I highlighted several things while reading and have posted those notes below…

  • “We had talk enough, but no conversation.”  Samuel Johnson, The Rambler (1752)
  • Face-to-face conversation is the most human—and humanizing—thing we do. Fully present to one another, we learn to listen.  It’s where we develop the capacity for empathy.  It’s where we experience the joy of being heard, of being understood.  And conversation advances self-reflection, the conversations with ourselves that are the cornerstone of early development and continue throughout life.
  • Real people, with their unpredictable ways, can seem difficult to contend with after one has spent a stretch in simulation.
  • Conversations is on the path toward the experience of intimacy, community, and communion.  Reclaiming conversation is a step toward reclaiming our most fundamental human values.
  • We struggle to pay attention to each other, and what suffers is our ability to know ourselves.
  • These days, we want to be with each other but also elsewhere, connected to wherever else we want to be, because what we value most is control over where we put our attention.
  • Conversations of discovery tend to have long silences.
  • For anyone who grew up with texting, “continuous partial attention” is the new normal, but many are aware of the price they pay for it’s routines.

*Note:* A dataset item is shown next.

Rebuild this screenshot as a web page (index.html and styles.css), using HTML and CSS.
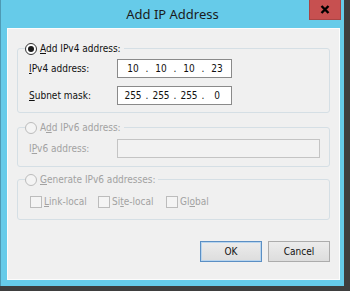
FILE: index.html
```html
<!DOCTYPE html>
<html lang="en">

<head>
    <meta charset="UTF-8">
    <meta name="viewport" content="width=device-width, initial-scale=1.0">
    <title>Add IP Address</title>
    <link rel="stylesheet" href="styles.css">
</head>

<body>
    <div class="window">
        <div class="titlebar">
            <span></span>
            <h1 class="title">Add IP Address</h1>
            <button class="close" aria-label="Close">
                <svg width="10" height="9" viewBox="0 0 10 9">
                    <path d="M1.5 1 L8.5 8 M8.5 1 L1.5 8" stroke="#000" stroke-width="2.4" fill="none" />
                </svg>
            </button>
        </div>
        <div class="client">
            <fieldset class="group group_v4">
                <legend><span class="radio checked"></span><span><u>A</u>dd IPv4 address:</span></legend>
                <div class="rows">
                    <label><u>I</u>Pv4 address:</label>
                    <div class="ipbox">
                        <span>10</span><i>.</i><span>10</span><i>.</i><span>10</span><i>.</i><span>23</span>
                    </div>
                    <label><u>S</u>ubnet mask:</label>
                    <div class="ipbox">
                        <span>255</span><i>.</i><span>255</span><i>.</i><span>255</span><i>.</i><span>0</span>
                    </div>
                </div>
            </fieldset>

            <fieldset class="group group_v6 disabled">
                <legend><span class="radio"></span><span>A<u>d</u>d IPv6 address:</span></legend>
                <div class="rows">
                    <label>I<u>P</u>v6 address:</label>
                    <div class="ipbox wide"></div>
                </div>
            </fieldset>

            <fieldset class="group group_gen disabled">
                <legend><span class="radio"></span><span><u>G</u>enerate IPv6 addresses:</span></legend>
                <div class="checks">
                    <label class="check"><span class="box"></span><span><u>L</u>ink-local</span></label>
                    <label class="check"><span class="box"></span><span>Si<u>t</u>e-local</span></label>
                    <label class="check"><span class="box"></span><span>Gl<u>o</u>bal</span></label>
                </div>
            </fieldset>

            <div class="buttons">
                <button class="btn default">OK</button>
                <button class="btn">Cancel</button>
            </div>
        </div>
    </div>
</body>

</html>
```

FILE: styles.css
```css
* {
    box-sizing: border-box;
}

body {
    margin: 0;
    background: #3e3e3e;
    font-family: "DejaVu Sans Condensed", "Liberation Sans", sans-serif;
    font-size: 10px;
    color: #111;
}

.window {
    width: 344px;
    height: 286px;
    background: #66cbe9;
    border-left: 1px solid #4e9ab4;
}

.titlebar {
    display: grid;
    grid-template-columns: 1fr auto 1fr;
    height: 28px;
}

.title {
    margin: 0;
    font-family: "Noto Sans", sans-serif;
    font-weight: normal;
    font-size: 13px;
    line-height: 28px;
    color: #1b1b1b;
}

.close {
    justify-self: end;
    align-self: start;
    width: 32px;
    height: 20px;
    margin: 0 3px 0 0;
    padding: 0;
    background: #c75050;
    border: 1px solid #a84444;
    border-top: 0;
    display: flex;
    align-items: center;
    justify-content: center;
}

.client {
    width: 333px;
    height: 252px;
    margin-left: 6px;
    padding: 0 9px;
    background: #f0f0f0;
    border: 1px solid #fcfcfc;
}

.group {
    margin: 0;
    padding: 0;
    min-width: 0;
    border: 1px solid #d5dfe5;
    border-radius: 3px;
}

.group legend {
    display: flex;
    align-items: center;
    gap: 3px;
    height: 13px;
    margin-left: 7px;
    padding: 0 3px 0 0;
}

.group_v4 {
    margin-top: 13px;
}

.group_v6 {
    margin-top: 8px;
}

.group_gen {
    margin-top: 6px;
}

.radio {
    width: 12px;
    height: 12px;
    border: 1px solid #333;
    border-radius: 50%;
    background: #fff;
    display: flex;
    align-items: center;
    justify-content: center;
}

.radio.checked::after {
    content: "";
    width: 6px;
    height: 6px;
    border-radius: 50%;
    background: #1a1a1a;
}

.rows {
    display: grid;
    grid-template-columns: 88px auto;
    align-items: center;
    row-gap: 8px;
    padding: 4px 0 7px 11px;
}

.group_v6 .rows {
    padding: 5px 0 8px 11px;
}

.ipbox {
    width: 115px;
    height: 19px;
    display: flex;
    align-items: center;
    padding: 0 1px 0 4px;
    background: #fff;
    border: 1px solid #8a8a8a;
}

.ipbox span {
    width: 22px;
    text-align: center;
}

.ipbox i {
    width: 6px;
    font-style: normal;
    text-align: center;
}

.ipbox.wide {
    width: 203px;
    background: #f2f2f2;
    border-color: #c4c4c4;
}

.disabled {
    color: #a2a2a2;
}

.disabled .radio {
    border-color: #bcbcbc;
    background: #f4f4f4;
}

.checks {
    display: flex;
    padding: 9px 0 11px 12px;
}

.check {
    width: 68px;
    display: flex;
    align-items: center;
    gap: 2px;
    height: 13px;
}

.box {
    width: 12px;
    height: 12px;
    border: 1px solid #bcbcbc;
    background: #f4f4f4;
}

.buttons {
    display: flex;
    justify-content: flex-end;
    gap: 6px;
    margin-top: 21px;
}

.btn {
    width: 62px;
    height: 21px;
    padding: 0;
    font-family: inherit;
    font-size: 10px;
    color: #111;
    background: linear-gradient(#ececec, #dddddd);
    border: 1px solid #acacac;
}

.btn.default {
    border-color: #5b8fc4;
    box-shadow: inset 0 0 0 1px #b9d5ee;
}
```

  • Face-to-face conversation unfolds slowly.  It teaches patience.  We attend to tone and nuance.  When e communicate on our digital devices, we learn different habits.  As we ramp up the volume and velocity of our online connections, we want immediate answers.  In order to get them, we ask simpler questions, we dumb down our communications, even on the most important matters.  And we become accustomed to a life to constant interruption.
  • Declaring and defending yourself is how you learn to be forthright.
  • Boredom and anxiety are signs to attend more closely to things, not to turn away.
  • More generally, the experience of boredom is directly linked to creativity and innovation.  I’ve said that, like anxiety, it can signal new learning.  If we remain curious about our boredom, we can use it as a moment to step back and make a new connection,  Or it offers a moment, as von Kleist would have it, to reach out and speak a thought that will only emerge in connection with a  listener.
  • Reclaiming conversation begins with reclaiming our attention.
  • Solitude does not necessarily mean being alone.  It is a state of conscious retreat, a gathering of the self.  The capacity for solitude makes relationships with others more authentic.
  • American culture tends to worship sociality.
  • To mentor for innovation we need to convince people to slow things down, let their minds wander, and take time alone.
  • Family conversation is where children first learn to see other people as different from themselves and worth of understanding.
  • Parents need a fuller understanding of what is at stake in conversations with children—qualities like the development of trust and self-esteem, and the capacity for empathy, friendship, and intimacy.
  • This is our paradox.  When we are apart: hyper vigilance.  When we are together: inattention.
  • “Emotional intelligence has to become an explicit part of our curriculum.”
  • A lot is at stake in attention.  Where we put it is not only how we decide what we will learn; it is how we show what we value.
  • Students avoid faculty in large part because students are anxious about the give-and-take of face-to-face conversation.
  • There are some kinds of conflicts that only words can parse and resolve.  We have to think about preparing our students and employees to participate in these conversations.  No matter how rich and even subversive, the meme track can only take them so far.
  • Begin by admitting vulnerability and then design new behaviors around it.
  • “I send you an idea and you comment on it and send it back is a different process than us talking about an idea together.  You lose the better idea that comes out of the exchange…We underestimate how much we learn and read and take in of each other’s breathing and body language and presence in a space…Technology filters things out…Breathing the same air matters.” Stage Director Liana Hareet
  • Champion conversation in the day-to-day.
  • Address the anxiety of disconnection.
  • I have said that if we don’t teach our children to be alone, they will only know how to be lonely.
  • “In the end, we will be defined not only by what we create but by what we refuse to destroy.”  John Sawhill, Conservationist
  • To respond to an email by saying “I’m thinking” says that you value reflection and you don’t let yourself be rushed just because technology can rush you.  Emails and texts make quick responses possible; they don’t make them wise.
  • Create sacred spaces for conversation.
  • Think of unitasking as the next big thing.
  • Talk to people with whom you don’t agree.
  • This is our nick of time and our line to toe: to acknowledge the unintended consequences of technologies to which we are vulnerable, to respect the resilience that has always been ours.  We have time to make the corrections.  And to remember who we are—creates of history, of deep psychology, of complex relationships.  Of conversations artless, risky, and face-to-face.